Boomers remain the anchor for wine. Gen X plays the bridge role between familiarity and trade-up. Millennials remain highly recruitable through quality and occasion. Gen Z, meanwhile, is still early in its legal-drinking lifecycle, with lighter spend and lower brand familiarity.

That last point is critical. NielsenIQ notes that discovery is one of wine’s biggest recruiting gaps. Younger consumers are less likely to be deeply familiar with wine brands, and their path to purchase is less tied to the traditional shelf set than older wine buyers. Displays, alternative placements, and easier discovery matter more than many wineries may assume.

Wine still has permission to premiumize — just more selectively

One of the strongest takeaways in the presentation is that premiumization is not dead. It is simply narrower and more surgical.

For Central Coast wine in particular, that matters. NielsenIQ shows that 59% of Central Coast wine sales are in the $15 to $30 range, and the region still performs well in the premium tiers where consumers continue to give the category permission to trade up. The recommendation is not to chase every price point. It is to defend the core, build a clear step-up from everyday wine into the $20 to $25 range, and invest selectively in higher-end tiers where the value story remains believable.

This fits with what many of us are already seeing in the market: broad-based pricing power has weakened, but well-positioned brands with quality cues, regional credibility, and a clean ladder of offerings can still perform.

Why the Central Coast still matters

The Central Coast remains the largest region in NielsenIQ’s comparison set, with approximately $1.427 billion in off-premise wine sales and a 7% share of total wine sales in the measured channels. Sales were down year over year, but the region remained larger than Veneto, Sonoma Valley, Napa Valley, and other benchmark regions included in the presentation.

That does not mean the Central Coast is immune. It does mean it remains highly relevant.

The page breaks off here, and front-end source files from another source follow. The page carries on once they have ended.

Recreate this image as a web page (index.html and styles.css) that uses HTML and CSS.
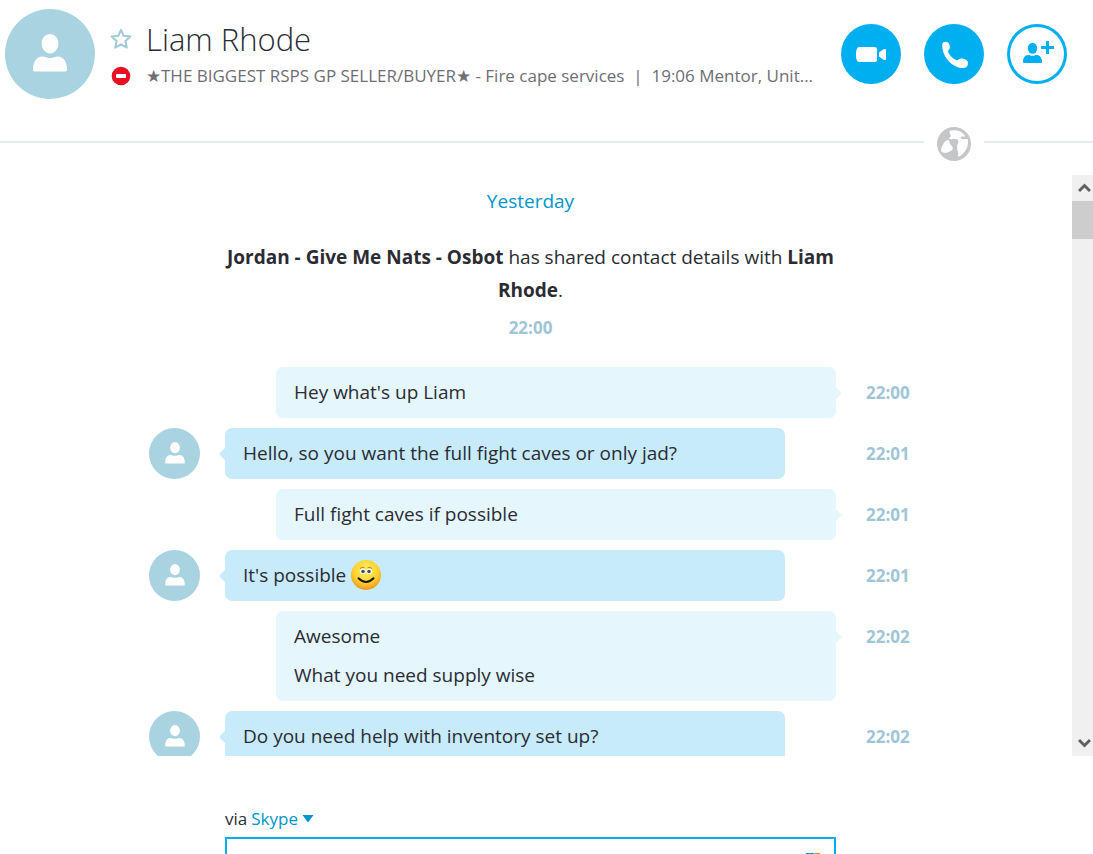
FILE: index.html
```html
<!DOCTYPE html>
<html lang="en">
<head>
    <meta charset="UTF-8">
    <meta name="viewport" content="width=device-width, initial-scale=1.0">
    <title>Liam Rhode</title>
    <link rel="stylesheet" href="styles.css">
</head>
<body>
    <!-- Shared icons -->
    <svg class="sprite" aria-hidden="true">
        <symbol id="icon-person" viewBox="0 0 34 40">
            <ellipse cx="17" cy="9.700" rx="8.500" ry="9.700"/>
            <path d="M2 37.500C.7 37.500 0 37 0 35.500 0 28 3.500 22.500 9 22.500c3.500 0 4 1.500 8 1.500s4.500-1.500 8-1.500c5.500 0 9 5.500 9 13 0 1.500-.7 2-2 2z"/>
        </symbol>
    </svg>

    <header class="header">
        <div class="avatar avatar-large">
            <svg aria-hidden="true"><use href="#icon-person"/></svg>
        </div>
        <div class="contact">
            <div class="contact-row">
                <button class="icon-btn" aria-label="Add to favourites">
                    <svg width="22" height="22" viewBox="0 0 22 22" fill="none" stroke="#a2c9d9" stroke-width="2" stroke-linejoin="round" aria-hidden="true">
                        <path d="M11 1.800l2.700 6 6.700.7-5 4.500 1.400 6.600-5.800-3.300-5.800 3.300L6.600 13l-5-4.500 6.700-.7z"/>
                    </svg>
                </button>
                <h1>Liam Rhode</h1>
            </div>
            <div class="contact-row">
                <svg class="presence" width="22" height="20" viewBox="0 0 22 20" role="img" aria-label="Do not disturb">
                    <circle cx="11" cy="10" r="9.300" fill="#e81123"/>
                    <rect x="6" y="8" width="10" height="4" rx="1" fill="#fff"/>
                </svg>
                <p class="mood">★THE BIGGEST RSPS GP SELLER/BUYER★ - Fire cape services&nbsp; |&nbsp; 19:06 Mentor, Unit...</p>
            </div>
        </div>
        <div class="call-actions">
            <button class="round-btn" aria-label="Video call">
                <svg width="60" height="60" viewBox="0 0 60 60" fill="#fff" aria-hidden="true">
                    <path d="M18 23h15.500q2.500 0 2.500 2.500v10q0 2.500-2.500 2.500H18q-3 0-3-7.500t3-7.500z"/>
                    <path d="M38 28.500l4.500-3.200q2.500-1 2.500.7v9q0 1.700-2.500.7L38 32.500z"/>
                </svg>
            </button>
            <button class="round-btn" aria-label="Call">
                <svg width="60" height="60" viewBox="0 0 60 60" fill="#fff" aria-hidden="true">
                    <path d="M18.200 20.500c0-1.500 1.300-2.700 3-2.700 2.300 0 3.700 1 4.300 3.200.7 2.400.5 3.500-.8 4.800-.8.9-.8 1.800-.1 3.200 1.600 3 3.500 5 6.500 6.600 1.400.8 2.400.8 3.300 0 1.500-1.200 2.900-1.300 5.400-.7 3.500.8 4.400 2.300 4.100 5.100-.3 2.600-1.900 4.100-4.900 4.100-5 0-10.600-3-15-7.700-4.100-4.500-5.800-10-5.800-15.900z"/>
                </svg>
            </button>
            <button class="round-btn round-btn-outline" aria-label="Add people">
                <svg width="60" height="60" viewBox="0 0 60 60" fill="#00aff0" aria-hidden="true">
                    <ellipse cx="25.500" cy="24.300" rx="4.700" ry="5.500"/>
                    <path d="M17.200 39c-.8 0-1.200-.4-1.200-1.300 0-3.700 2-6.700 5-6.700 2 0 2.500.8 4.500.8s2.500-.8 4.500-.8c3 0 5 3 5 6.700 0 .9-.4 1.300-1.200 1.300z"/>
                    <path d="M39 17h3v5h5v3h-5v5h-3v-5h-5v-3h5z"/>
                </svg>
            </button>
        </div>
    </header>

    <div class="divider">
        <span class="divider-line"></span>
        <svg class="globe" width="34" height="34" viewBox="0 0 34 34" aria-hidden="true">
            <circle cx="17" cy="17" r="17" fill="#c5c6c8"/>
            <path fill="#fff" d="M12.500 4C18 2.200 25 3.500 28.500 9.500c-1.500.3-3.500-.2-4.700.6-.5 1.200.8 1.900 2.200 1.900h4.800c1.200 7-2 13.500-8.300 17.500-1.700.5-1.500-1.500-1.300-3.200.2-1.800-1.200-2.800-1-5 .2-1.700-.5-3 .6-4.500.8-1.500.7-3-.3-4-2-1.300-5.500-.3-8.300-.8-.5-1.500 1.800-1.800 1.600-3.200-.2-1.800-1.700-2.800-1.300-4.800z"/>
            <path fill="#fff" d="M11.500 13c1.400 1 .8 3 1.900 4.300 1 1.500 2.400 2.200 2.400 4-.2 2.200-2 2.400-3.600 3.500-2.200 1.500-5.900 1.700-7.900-.3-.7-2.300.3-4.200 1.300-6.300 1.200-2.400 3-4.900 5.900-5.200z"/>
        </svg>
        <span class="divider-line divider-end"></span>
    </div>

    <main class="chat">
        <div class="messages" id="messages">
            <div class="column">
                <h2 class="day">Yesterday</h2>

                <div class="notice">
                    <p><strong>Jordan - Give Me Nats - Osbot</strong> has shared contact details with <strong>Liam Rhode</strong>.</p>
                    <time>22:00</time>
                </div>

                <div class="row">
                    <div class="bubble sent"><p>Hey what's up Liam</p></div>
                    <time>22:00</time>
                </div>
                <div class="row">
                    <div class="avatar"><svg aria-hidden="true"><use href="#icon-person"/></svg></div>
                    <div class="bubble received"><p>Hello, so you want the full fight caves or only jad?</p></div>
                    <time>22:01</time>
                </div>
                <div class="row">
                    <div class="bubble sent"><p>Full fight caves if possible</p></div>
                    <time>22:01</time>
                </div>
                <div class="row">
                    <div class="avatar"><svg aria-hidden="true"><use href="#icon-person"/></svg></div>
                    <div class="bubble received">
                        <p>It's possible
                            <svg class="emoticon" viewBox="0 0 30 30" role="img" aria-label="Smile">
                                <defs>
                                    <radialGradient id="face" cx="50%" cy="35%" r="65%">
                                        <stop offset="0" stop-color="#fff06a"/>
                                        <stop offset=".65" stop-color="#ffd02e"/>
                                        <stop offset="1" stop-color="#f0921f"/>
                                    </radialGradient>
                                </defs>
                                <circle cx="15" cy="15" r="15" fill="url(#face)"/>
                                <ellipse cx="11.800" cy="11.300" rx="2.900" ry="2.600" fill="#fff"/>
                                <ellipse cx="18.200" cy="11.300" rx="2.900" ry="2.600" fill="#fff"/>
                                <circle cx="12" cy="11.500" r="1.800" fill="#3f4f68"/>
                                <circle cx="18" cy="11.500" r="1.800" fill="#3f4f68"/>
                                <path d="M9 8.500q2-2 4.500-.8M16.500 7.700q2.500-1.200 4.500.8" fill="none" stroke="#c9791a" stroke-width="1"/>
                                <path d="M7.500 18.300q7.500 7.500 15 0" fill="none" stroke="#1f1408" stroke-width="2" stroke-linecap="round"/>
                            </svg>
                        </p>
                    </div>
                    <time>22:01</time>
                </div>
                <div class="row">
                    <div class="bubble sent">
                        <p>Awesome</p>
                        <p>What you need supply wise</p>
                    </div>
                    <time>22:02</time>
                </div>
                <div class="row">
                    <div class="avatar"><svg aria-hidden="true"><use href="#icon-person"/></svg></div>
                    <div class="bubble received"><p>Do you need help with inventory set up?</p></div>
                    <time>22:02</time>
                </div>
            </div>
        </div>
        <div class="scrollbar">
            <button class="scroll-btn" id="scroll-up" aria-label="Scroll up">
                <svg width="13" height="10" viewBox="0 0 13 10" aria-hidden="true"><path d="M1 8l5.500-5.500L12 8"/></svg>
            </button>
            <div class="scroll-thumb"></div>
            <button class="scroll-btn scroll-down" id="scroll-down" aria-label="Scroll down">
                <svg width="13" height="10" viewBox="0 0 13 10" aria-hidden="true"><path d="M1 2l5.500 5.500L12 2"/></svg>
            </button>
        </div>
    </main>

    <footer class="composer">
        <div class="column">
            <div class="composer-body">
                <div class="via">
                    <span>via</span>
                    <button class="via-btn">Skype
                        <svg width="12" height="8" viewBox="0 0 12 8" aria-hidden="true"><path d="M.5 0h11L6 7.500z" fill="#0095cc"/></svg>
                    </button>
                </div>
                <div class="input-box">
                    <textarea aria-label="Message" rows="2"></textarea>
                    <svg width="20" height="18" viewBox="0 0 20 18" fill="none" stroke-width="2" aria-hidden="true">
                        <path d="M2 1h8" stroke="#0095cc"/>
                        <path d="M11 1h5" stroke="#f07d1a"/>
                        <path d="M1 2v13h17V2" stroke="#8a949b"/>
                    </svg>
                </div>
            </div>
        </div>
    </footer>

    <script>
        const messages = document.getElementById('messages');

        document.getElementById('scroll-up').addEventListener('click', () => {
            messages.scrollBy(0, -60);
        });
        document.getElementById('scroll-down').addEventListener('click', () => {
            messages.scrollBy(0, 60);
        });
    </script>
</body>
</html>
```
FILE: styles.css
```css
:root {
    --blue: #00aff0;
    --link: #0095cc;
    --avatar: #a9d3e1;
    --time: #9fc6d6;
    --sent: #e5f6fd;
    --received: #c7ebfb;
    --text: #2b2c33;
}

* {
    margin: 0;
    padding: 0;
    box-sizing: border-box;
}

body {
    font-family: "Open Sans", "Noto Sans", sans-serif;
    font-size: 19px;
    line-height: 27px;
    color: var(--text);
    background-color: #fff;
    height: 100vh;
    display: flex;
    flex-direction: column;
    overflow: hidden;
}

button {
    border: none;
    background: none;
    font: inherit;
    color: inherit;
    cursor: pointer;
}

svg {
    display: block;
}

.sprite {
    position: absolute;
    width: 0;
    height: 0;
}

/* Header */
.header {
    display: flex;
    align-items: flex-start;
    padding: 9px 26px 28px 5px;
}

.avatar {
    width: 51px;
    height: 51px;
    border-radius: 50%;
    background-color: var(--avatar);
    display: flex;
    align-items: center;
    justify-content: center;
}

.avatar svg {
    width: 20px;
    height: 23px;
    fill: #fff;
}

.avatar-large {
    flex: none;
    width: 90px;
    height: 90px;
}

.avatar-large svg {
    width: 34px;
    height: 40px;
}

.contact {
    flex: 1;
    min-width: 0;
    padding: 7px 24px 0 15px;
}

.contact-row {
    display: flex;
    align-items: center;
    gap: 14px;
}

.icon-btn,
.presence {
    flex: none;
}

h1 {
    font-size: 31px;
    font-weight: 300;
    line-height: 46px;
}

.mood {
    font-size: 17px;
    color: #6e6e75;
    white-space: nowrap;
    overflow: hidden;
    text-overflow: ellipsis;
}

.call-actions {
    display: flex;
    gap: 23px;
    padding-top: 15px;
}

.round-btn {
    width: 60px;
    height: 60px;
    border-radius: 50%;
    background-color: var(--blue);
}

.round-btn-outline {
    background-color: #fff;
    box-shadow: inset 0 0 0 3px var(--blue);
}

.divider {
    display: flex;
    align-items: center;
    gap: 13px;
    margin-bottom: 14px;
}

.divider-line {
    flex: 1;
    height: 2px;
    margin-bottom: 4px;
    background-color: #e6edf0;
}

.divider-end {
    flex: 0 0 109px;
}

/* Conversation */
.chat {
    flex: 1;
    min-height: 0;
    display: flex;
}

.messages {
    flex: 1;
    padding-top: 10px;
    overflow-y: auto;
    scrollbar-width: none;
}

.column {
    max-width: 774px;
    margin: 0 auto;
}

.row {
    display: grid;
    grid-template-columns: 51px 1fr 57px;
    margin-bottom: 10px;
}

.day,
.notice,
.composer-body {
    margin-left: 76px;
    margin-right: 87px;
}

.day {
    font-size: 19px;
    font-weight: 400;
    line-height: 32px;
    text-align: center;
    color: var(--link);
    margin-bottom: 24px;
}

.notice {
    text-align: center;
    line-height: 33px;
    margin-bottom: 21px;
}

time {
    grid-column: 3;
    font-size: 17px;
    font-weight: 700;
    line-height: 51px;
    color: var(--time);
}

.notice time {
    display: block;
    line-height: 36px;
    padding-top: 3px;
}

.bubble {
    position: relative;
    grid-column: 2;
    display: grid;
    gap: 12px;
    padding: 12px 18px;
    border-radius: 7px;
}

.bubble::after {
    content: "";
    position: absolute;
    top: 21px;
    width: 10px;
    height: 10px;
    border-radius: 2px;
    background-color: inherit;
    transform: rotate(45deg);
}

.sent {
    margin: 0 30px 0 76px;
    background-color: var(--sent);
}

.sent::after {
    right: -4px;
}

.received {
    margin: 0 81px 0 25px;
    background-color: var(--received);
}

.received::after {
    left: -4px;
}

.emoticon {
    display: inline-block;
    width: 30px;
    height: 30px;
    margin: -6px 0 -2px;
    vertical-align: middle;
}

/* Scrollbar */
.scrollbar {
    flex: 0 0 21px;
    display: flex;
    flex-direction: column;
    background-color: #f0f0f0;
}

.scroll-btn {
    height: 26px;
    display: flex;
    align-items: center;
    justify-content: flex-end;
    padding-right: 2px;
}

.scroll-btn path {
    fill: none;
    stroke: #606060;
    stroke-width: 3;
}

.scroll-thumb {
    height: 38px;
    background-color: #cdcdcd;
}

.scroll-down {
    margin-top: auto;
}

/* Composer */
.composer {
    flex: 0 0 98px;
    padding: 49px 21px 0 0;
    overflow: hidden;
}

.via {
    display: flex;
    gap: 4px;
    font-size: 17px;
    margin-bottom: 5px;
}

.via-btn {
    display: flex;
    align-items: center;
    gap: 4px;
    color: var(--link);
}

.input-box {
    display: flex;
    align-items: flex-start;
    border: 2px solid var(--blue);
    padding: 14px 10px;
}

.input-box textarea {
    flex: 1;
    border: none;
    outline: none;
    resize: none;
    font: inherit;
}
```
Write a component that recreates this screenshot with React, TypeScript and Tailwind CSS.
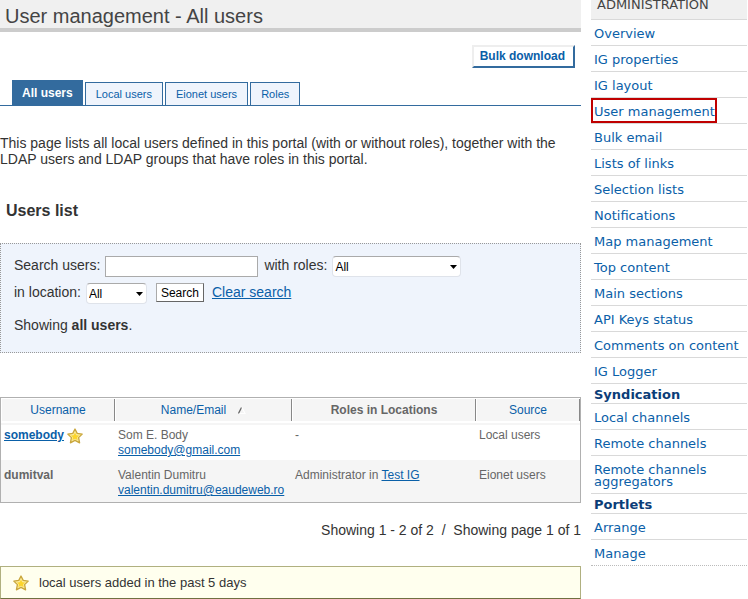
import React from "react";

const adminLinks = [
  "Overview",
  "IG properties",
  "IG layout",
  "User management",
  "Bulk email",
  "Lists of links",
  "Selection lists",
  "Notifications",
  "Map management",
  "Top content",
  "Main sections",
  "API Keys status",
  "Comments on content",
  "IG Logger",
];
const syndicationLinks = ["Local channels", "Remote channels", "Remote channels aggregators"];
const portletLinks = ["Arrange", "Manage"];

function Star() {
  return (
    <svg width="16" height="16" viewBox="0 0 16 16" className="inline-block shrink-0" aria-hidden="true">
      <path
        d="M8 1 L10.2 5.4 L15.2 6.1 L11.6 9.6 L12.6 14.8 L8 12.4 L3.4 14.8 L4.4 9.6 L0.8 6.1 L5.8 5.4 Z"
        fill="#fbeb9a"
        stroke="#c9a63c"
        strokeWidth="1.3"
        strokeLinejoin="round"
      />
      <path d="M8 4.6 L9.3 7.2 L12 7.6 L10 9.4 L10.6 12 L8 10.7 L5.4 12 L6 9.4 L4 7.6 L6.7 7.2 Z" fill="#fcd52c" />
    </svg>
  );
}

function NavItem({ label }: { label: string }) {
  const current = label === "User management";
  const line = label === "Manage" ? "border-dotted border-[#bbbbbb]" : "border-[#d9d9d9]";
  return (
    <li className={"relative border-b pt-2 pb-[5px] pl-[3px] " + line}>
      <a href="#" className="block text-[#0a60a8]" aria-current={current ? "page" : undefined}>
        {label}
      </a>
      {current && <span className="pointer-events-none absolute top-0 left-0 h-[25px] w-[126px] border-2 border-[#c00000]" />}
    </li>
  );
}

function NavHeading({ children }: { children: React.ReactNode }) {
  return <h3 className="border-b border-[#d9d9d9] pt-[5px] pb-0.5 pl-[3px] font-bold text-[#0b3d78]">{children}</h3>;
}

function Tab({ label }: { label: string }) {
  return (
    <a href="#" className="h-[23px] border border-b-0 border-[#336b9e] bg-[#eff4fc] px-2.5 text-[11px] leading-[23px] text-[#0a60a8]">
      {label}
    </a>
  );
}

function Picker({ id, className }: { id: string; className: string }) {
  return (
    <span className={"relative inline-flex " + className}>
      <select
        id={id}
        className="h-[21px] w-full appearance-none rounded-sm border border-[#dfe3ea] border-t-[#aaaaaa] bg-white pl-0.5 text-[12px] text-black"
      >
        <option>All</option>
      </select>
      <svg width="7" height="4" viewBox="0 0 7 4" className="pointer-events-none absolute top-[9px] right-1" aria-hidden="true">
        <path d="M0 0 H7 L3.5 4 Z" fill="#000" />
      </svg>
    </span>
  );
}

function HeadCell({ children }: { children: React.ReactNode }) {
  return (
    <th className="bg-white pt-px pb-0.5 font-normal">
      <div className="border-r border-l border-r-[#888888] border-l-white bg-[#f5f5f5] pt-1 pb-[3px]">{children}</div>
    </th>
  );
}

export default function App() {
  return (
    <div className="flex gap-2.5 bg-white pr-px font-['Liberation_Sans',Arial,sans-serif] text-[14px] leading-4 text-[#333333]">
      <main className="min-w-0 flex-1">
        <h1 className="border-b-4 border-[#cccccc] bg-[#f0f0f0] pt-1 pl-[5px] text-[20px] leading-6 text-[#444444]">
          User management - All users
        </h1>

        <div className="flex justify-end pt-[13px] pr-1.5">
          <button className="h-[23px] border-2 border-[#eeeeee] border-r-[#336b9e] border-b-[#336b9e] bg-white pr-2 pl-1.5 text-[12px] leading-[19px] font-bold text-[#0a60a8]">
            Bulk download
          </button>
        </div>

        <nav className="mt-3 flex items-end gap-0.5 border-b border-[#336b9e] pl-3 whitespace-nowrap">
          <a href="#" className="h-[25px] bg-[#336b9e] px-2.5 text-[12px] leading-[26px] font-bold text-white">
            All users
          </a>
          <Tab label="Local users" />
          <Tab label="Eionet users" />
          <Tab label="Roles" />
        </nav>

        <p className="mt-[29px]">
          This page lists all local users defined in this portal (with or without roles), together with the LDAP users and LDAP
          groups that have roles in this portal.
        </p>

        <h2 className="mt-[34px] ml-1.5 text-[16px] leading-5 font-bold">Users list</h2>

        <form className="mt-[22px] border border-dotted border-[#999999] bg-[#eff4fc] px-[13px] pt-3 pb-[19px]" onSubmit={(e) => e.preventDefault()}>
          <div className="flex items-start leading-[18px]">
            <label htmlFor="search">Search users:</label>
            <input id="search" type="text" className="ml-[5px] h-[21px] w-[153px] border border-[#aaaaaa] bg-white px-1" />
            <label htmlFor="roles" className="ml-1.5">
              with roles:
            </label>
            <Picker id="roles" className="ml-[5px] w-[129px]" />
          </div>
          <div className="mt-1.5 flex items-start leading-[18px]">
            <label htmlFor="location">in location:</label>
            <Picker id="location" className="ml-[5px] w-[61px]" />
            <button className="ml-[9px] h-[19px] border border-[#aaaaaa] border-r-[#666666] border-b-[#666666] bg-white px-1 text-[12px] leading-4 text-black">
              Search
            </button>
            <a href="#" className="ml-2 text-[#0a60a8] underline">
              Clear search
            </a>
          </div>
          <p className="mt-[13px]">
            Showing <strong>all users</strong>.
          </p>
        </form>

        <table className="mt-11 w-full table-fixed border-separate border-spacing-0 border border-[#b0b0b0] text-left text-[12px] leading-[15px] text-[#666666]">
          <colgroup>
            <col className="w-[114px]" />
            <col className="w-[177px]" />
            <col className="w-[184px]" />
            <col />
          </colgroup>
          <thead className="text-center">
            <tr>
              <HeadCell>
                <a href="#" className="text-[#0a60a8]">
                  Username
                </a>
              </HeadCell>
              <HeadCell>
                <a href="#" className="text-[#0a60a8]">
                  Name/Email
                </a>
                <svg width="8" height="7" viewBox="0 0 8 7" className="ml-3 inline-block" aria-hidden="true">
                  <path d="M0.5 6.5 L3.5 0.5" stroke="#666" strokeWidth="1.3" fill="none" />
                  <path d="M4 0.5 L7 6.5 H1.5" stroke="#fff" strokeWidth="1.2" fill="none" />
                </svg>
              </HeadCell>
              <HeadCell>
                <span className="font-bold">Roles in Locations</span>
              </HeadCell>
              <HeadCell>
                <a href="#" className="text-[#0a60a8]">
                  Source
                </a>
              </HeadCell>
            </tr>
          </thead>
          <tbody className="align-top">
            <tr className="*:border-t-2 *:border-[#f5f5f5] *:pt-[3px] *:pb-0.5 *:pl-[3px]">
              <td className="font-bold">
                <span className="flex h-[15px] items-center gap-[3px]">
                  <a href="#" className="text-[#0a60a8] underline">
                    somebody
                  </a>
                  <Star />
                </span>
              </td>
              <td>
                Som E. Body
                <br />
                <a href="#" className="text-[#0a60a8] underline">
                  somebody@gmail.com
                </a>
              </td>
              <td>-</td>
              <td>Local users</td>
            </tr>
            <tr className="bg-[#f5f5f5] *:pt-2 *:pb-1 *:pl-[3px]">
              <td className="font-bold">dumitval</td>
              <td>
                Valentin Dumitru
                <br />
                <a href="#" className="text-[#0a60a8] underline">
                  valentin.dumitru@eaudeweb.ro
                </a>
              </td>
              <td>
                Administrator in{" "}
                <a href="#" className="text-[#0a60a8] underline">
                  Test IG
                </a>
              </td>
              <td>Eionet users</td>
            </tr>
          </tbody>
        </table>

        <p className="mt-[19px] text-right">Showing 1 - 2 of 2&nbsp; /&nbsp; Showing page 1 of 1</p>

        <p className="mt-7 flex items-center gap-2.5 border border-[#b0b080] border-b-[#707040] bg-[#ffffee] pt-2 pb-[7px] pl-3 text-[13px]">
          <Star />
          local users added in the past 5 days
        </p>
      </main>

      <aside className="w-[156px] shrink-0 font-['DejaVu_Sans',Verdana,sans-serif] text-[13px] leading-3">
        <h2 className="border-b border-[#d9d9d9] bg-[#f0f0f0] pb-[9px] pl-1.5 leading-2.5 text-[#444444]">ADMINISTRATION</h2>
        <ul>
          {adminLinks.map((l) => (
            <NavItem key={l} label={l} />
          ))}
        </ul>
        <NavHeading>Syndication</NavHeading>
        <ul>
          {syndicationLinks.map((l) => (
            <NavItem key={l} label={l} />
          ))}
        </ul>
        <NavHeading>Portlets</NavHeading>
        <ul>
          {portletLinks.map((l) => (
            <NavItem key={l} label={l} />
          ))}
        </ul>
      </aside>
    </div>
  );
}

NielsenIQ’s findings also suggest there is room for the region to sharpen its positioning. On-premise consumer awareness trails major benchmark regions such as Napa and Sonoma, with Paso Robles showing measurable opportunity rather than category saturation. That gap can be read as a weakness, but it can also be read as upside: awareness can still be built.

The playbook is getting clearer

The final section of the NIQ presentation may be the most actionable. Its Central Coast playbook is built around six practical levers for 2026:

  • defend the $15 to $20 core without overtraining consumers on discounting,

  • build a stronger $20 to $25 and selective $50+ ladder,

  • separate recruitment from retention by generation,

  • match format to occasion,

  • improve discovery in-store and on-premise,

  • and rationalize portfolios toward brands and SKUs with permission to win.

That is a smart summary of where the market is right now. Scale for its own sake looks less valuable. Precision looks more valuable.

It also lines up with the broader 2026 headline from the presentation: brands that align with evolving occasions and shopper intent will outperform in a constrained growth environment.

Closing takeaway

For winery owners, vineyard investors, and brand operators on the Central Coast, this presentation does not suggest retreat. It suggests adjustment.

Wine is losing share, but not relevance. The category is still emotional, still social, and still capable of commanding quality premiums in the right settings. But the next phase will reward sharper execution, clearer positioning, better occasion mapping, and more disciplined portfolio strategy.

The Central Coast remains one of the most important wine regions in the conversation. The opportunity in 2026 is not to assume the old playbook still works. It is to adapt faster and tell a clearer story.